You can also just throw down a histogram in base R. Here's an example with the free "crabs" dataset in the MASS
package, testing frontal lobe size as a function of carapace length.
m <- lm(FL ~ CL,MASS::crabs)
hist(residuals(m), breaks = 20)
If your data (and/or their residuals) aren't normally distributed, or they don't obviously belong to something like the Poisson distribution for count data, it can sometimes be difficult to tell which distribution they fit best. The fitdistr
function in the indispensable MASS
package is one function for assessing the fit of different distributions. There are also plotting functions in the fitdistrplus
package that allow you to do this visually.
This is another common assumption of parametric analyses. In ANOVA, variance should be homogeneous (homoscedastic) among groups. In regression, variance should be homogeneous along the regression line. You can check for this in a regression context using the residuals vs. fitted plot (again, you can make one in olsrr
or in base R). If the residuals appear in a funnel shape that is close to the 0 line at one end and expands outward at the other, the variance is likely not homogeneous.
You can also use tests including Levene's, Bartlett's, and Breusch-Pagan. Here are two useful resources for testing homoscedasticity.

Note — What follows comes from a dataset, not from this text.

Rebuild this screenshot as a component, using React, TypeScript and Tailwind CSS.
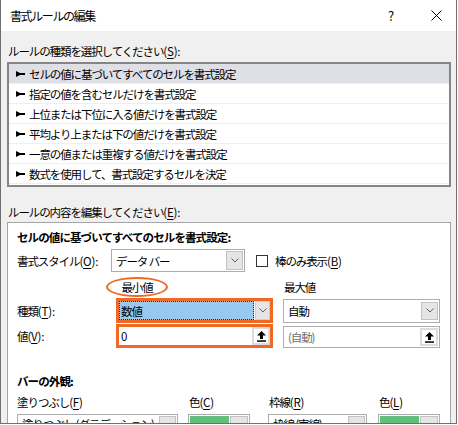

Multicollinearity is a common issue in regression analyses. One way people check for collinearity is with a correlation matrix and some cutoff correlation value like 0.8. You can do this with the cor
function or make attractive plots of your correlation matrix in the corrplot
package.
You can also use variance inflation factors or tolerance values (you can calculate both in olsrr
).
This paper covers some methods (but not an exhaustive list) for analyzing data in the presence of multicollinearity. One really cool technique for isolating the unique vs. shared contributions of collinear variables is hierarchical partioning, which you can do with the hier.part
package. Here's an example of a paper that used this method with a concise explanation.
You'll want to check out the shape of the relationship between x and y to see if you should be including a polynomial (or some other shape) term. Here's a quick-start guide and a more detailed guide to scatterplots in ggplot2
.
If your study has a nested design of any kind, you will of course want to conduct your data exploration on your different groupings, using ordinary plotting functions or the interaction.plot
function. But you should also consider possible interactions among variables even if you do not have a nested design. The effect of interacting independent variables on the dependent variable(s) may or may not already be a part of your set of research questions.
Sometimes the relationship between y and x is obscured by interactions. In other cases, an apparent relationship between x and y is actually structured by some other grouping variable. When the cryptic variable is included, the relationship may reverse direction. This is called Simpson's paradox and in ecology it can represent scale-dependence among other things. In the example below, the overall pattern of the data show bird species richness declining over the course of a season. However, the within-site effect shows the opposite pattern. Richness actually increases over time as more migratory bird species arrive at each site, but sites surveyed later in the season (perhaps because they are at higher elevations) may have overall fewer species of birds.